■ **WHAT TO WORK ON**: Reproduce word for word the lines from the beginning of the entries to the line with "</body></html>", both included, but none of the pictures.

■ **DATASET ENTRIES**:
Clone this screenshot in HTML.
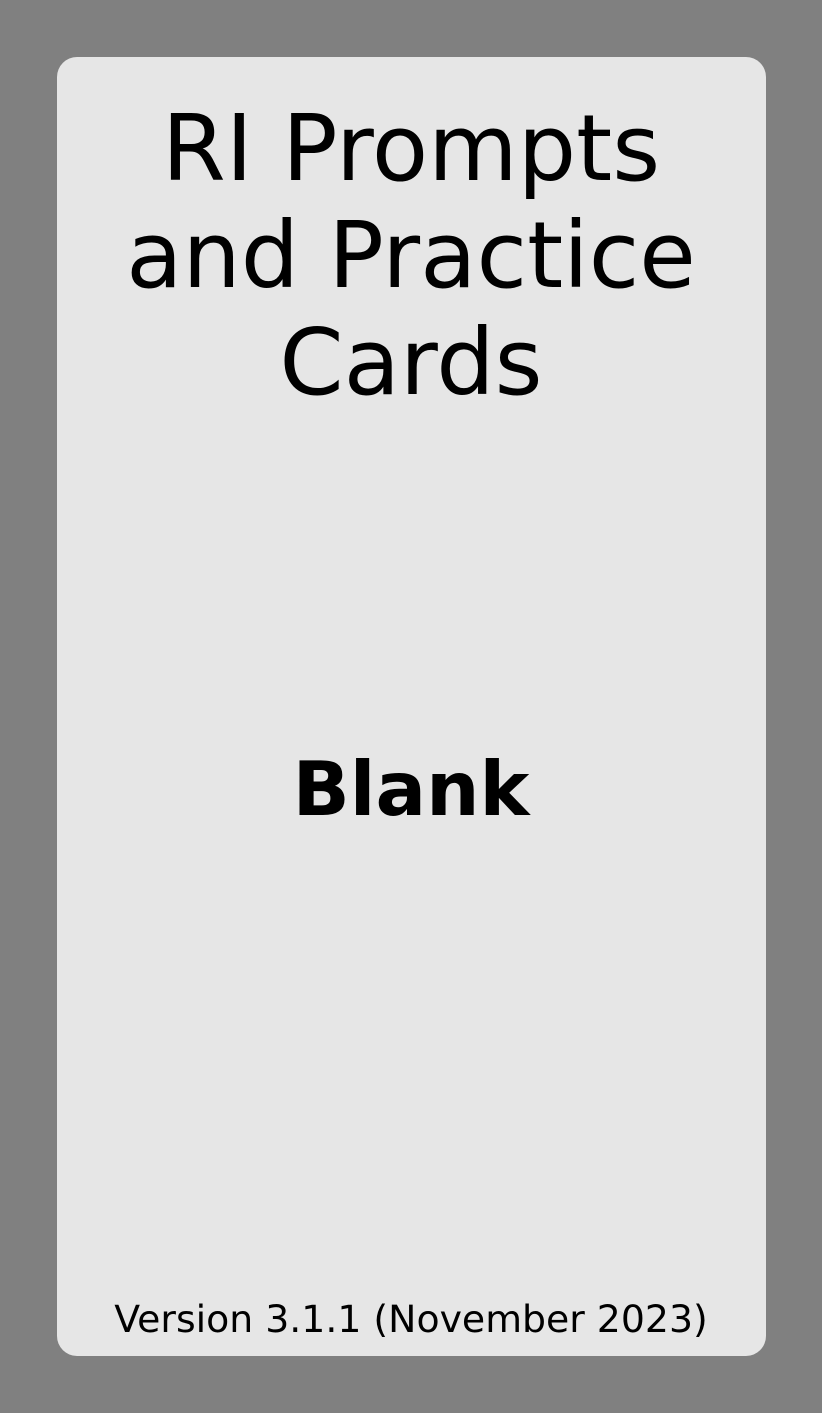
<!DOCTYPE html>
<html><head><meta charset="utf-8"><style>
html,body{margin:0;padding:0;width:822px;height:1413px;background:#808080;overflow:hidden;font-family:"DejaVu Sans","Liberation Sans",sans-serif;}
.card{position:absolute;left:57px;top:57px;width:709px;height:1299px;background:#e6e6e6;border-radius:20px;}
.t{position:absolute;left:0;width:822px;text-align:center;color:#000;white-space:nowrap;}
</style></head><body>
<div class="card"></div>
<div class="t" style="top:95px;font-size:92px;line-height:107px;">RI Prompts<br>and Practice<br>Cards</div>
<div class="t" style="top:744px;font-size:75px;line-height:90px;font-weight:bold;">Blank</div>
<div class="t" style="top:1297px;font-size:37.8px;line-height:44px;">Version 3.1.1 (November 2023)</div>
</body></html>
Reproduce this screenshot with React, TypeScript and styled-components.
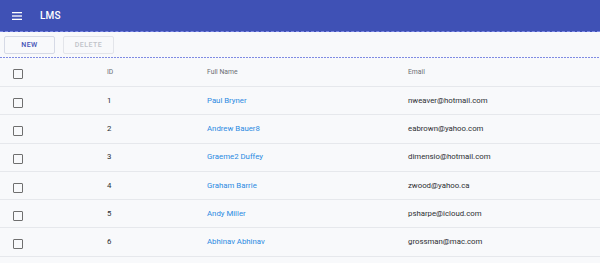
import React from "react";
import styled, { createGlobalStyle } from "styled-components";

const GlobalStyle = createGlobalStyle`
  html, body {
    margin: 0;
    padding: 0;
    background: #f8f9fb;
    font-family: Roboto, "Liberation Sans", Arial, sans-serif;
  }
`;

const dots = `repeating-linear-gradient(to right, #7f8be3 0 2px, transparent 2px 3px) left bottom / 100% 1px no-repeat`;

const AppBar = styled.header`
  height: 31px;
  background: #3f51b5;
  display: flex;
  align-items: center;
  padding: 0 12px;
  gap: 18px;
  color: #fff;
  border-bottom: 1px dashed #7c88e6;
`;

const Title = styled.div`
  font-size: 10px;
  font-weight: 500;
  letter-spacing: 0.2px;
`;

const Toolbar = styled.div`
  height: 26px;
  box-sizing: border-box;
  display: flex;
  align-items: center;
  padding: 0 4px 1px;
  gap: 8px;
  background: ${dots};
`;

const Button = styled.button<{ $disabled?: boolean }>`
  width: 51px;
  height: 18px;
  box-sizing: border-box;
  background: transparent;
  border: 1px solid ${(p) => (p.$disabled ? "#e3e5ea" : "#d6dae6")};
  border-radius: 2px;
  font-family: Roboto, "Liberation Sans", Arial, sans-serif;
  font-size: 7px;
  font-weight: 500;
  letter-spacing: 0.5px;
  color: ${(p) => (p.$disabled ? "#c0c3c9" : "#3f51b5")};
  padding: 0;
`;

const Row = styled.div<{ $header?: boolean }>`
  display: grid;
  grid-template-columns: 107px 100px 201px 1fr;
  align-items: center;
  height: ${(p) => (p.$header ? "29px" : "28.3px")};
  border-bottom: 1px solid #e6e8ec;
  box-sizing: border-box;
  font-size: ${(p) => (p.$header ? "6.8px" : "7.8px")};
  color: ${(p) => (p.$header ? "#6b6e74" : "#2d2f33")};
`;

const CheckCell = styled.div`
  padding-left: 13px;
  display: flex;
  align-items: center;
  padding-top: 4px;
`;

const Box = styled.span`
  width: 10px;
  height: 10px;
  box-sizing: border-box;
  border: 1.5px solid #6f6f6f;
  border-radius: 1px;
`;

const Cell = styled.div<{ $header?: boolean }>`
  white-space: nowrap;
  padding-bottom: ${(p) => (p.$header ? "0" : "1px")};
`;

const NameLink = styled.span`
  color: #2b8ae2;
`;

const rows = [
  { id: 1, name: "Paul Bryner", email: "nweaver@hotmail.com" },
  { id: 2, name: "Andrew Bauer8", email: "eabrown@yahoo.com" },
  { id: 3, name: "Graeme2 Duffey", email: "dimensio@hotmail.com" },
  { id: 4, name: "Graham Barrie", email: "zwood@yahoo.ca" },
  { id: 5, name: "Andy Miller", email: "psharpe@icloud.com" },
  { id: 6, name: "Abhinav Abhinav", email: "grossman@mac.com" },
];

const MenuIcon = () => (
  <svg width="10" height="8" viewBox="0 0 10 8">
    <rect x="0" y="0" width="10" height="1.3" fill="#fff" />
    <rect x="0" y="3.35" width="10" height="1.3" fill="#fff" />
    <rect x="0" y="6.7" width="10" height="1.3" fill="#fff" />
  </svg>
);

export default function App() {
  return (
    <>
      <GlobalStyle />
      <AppBar>
        <MenuIcon />
        <Title>LMS</Title>
      </AppBar>
      <Toolbar>
        <Button>NEW</Button>
        <Button $disabled>DELETE</Button>
      </Toolbar>
      <Row $header>
        <CheckCell>
          <Box />
        </CheckCell>
        <Cell $header>ID</Cell>
        <Cell $header>Full Name</Cell>
        <Cell $header>Email</Cell>
      </Row>
      {rows.map((r) => (
        <Row key={r.id}>
          <CheckCell>
            <Box />
          </CheckCell>
          <Cell>{r.id}</Cell>
          <Cell>
            <NameLink>{r.name}</NameLink>
          </Cell>
          <Cell>{r.email}</Cell>
        </Row>
      ))}
    </>
  );
}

■ **SOLUTION**:
Clone this screenshot in HTML.
<!DOCTYPE html>
<html><head><meta charset="utf-8"><style>
html,body{margin:0;padding:0;width:822px;height:1413px;background:#808080;overflow:hidden;font-family:"DejaVu Sans","Liberation Sans",sans-serif;}
.card{position:absolute;left:57px;top:57px;width:709px;height:1299px;background:#e6e6e6;border-radius:20px;}
.t{position:absolute;left:0;width:822px;text-align:center;color:#000;white-space:nowrap;}
</style></head><body>
<div class="card"></div>
<div class="t" style="top:95px;font-size:92px;line-height:107px;">RI Prompts<br>and Practice<br>Cards</div>
<div class="t" style="top:744px;font-size:75px;line-height:90px;font-weight:bold;">Blank</div>
<div class="t" style="top:1297px;font-size:37.8px;line-height:44px;">Version 3.1.1 (November 2023)</div>
</body></html>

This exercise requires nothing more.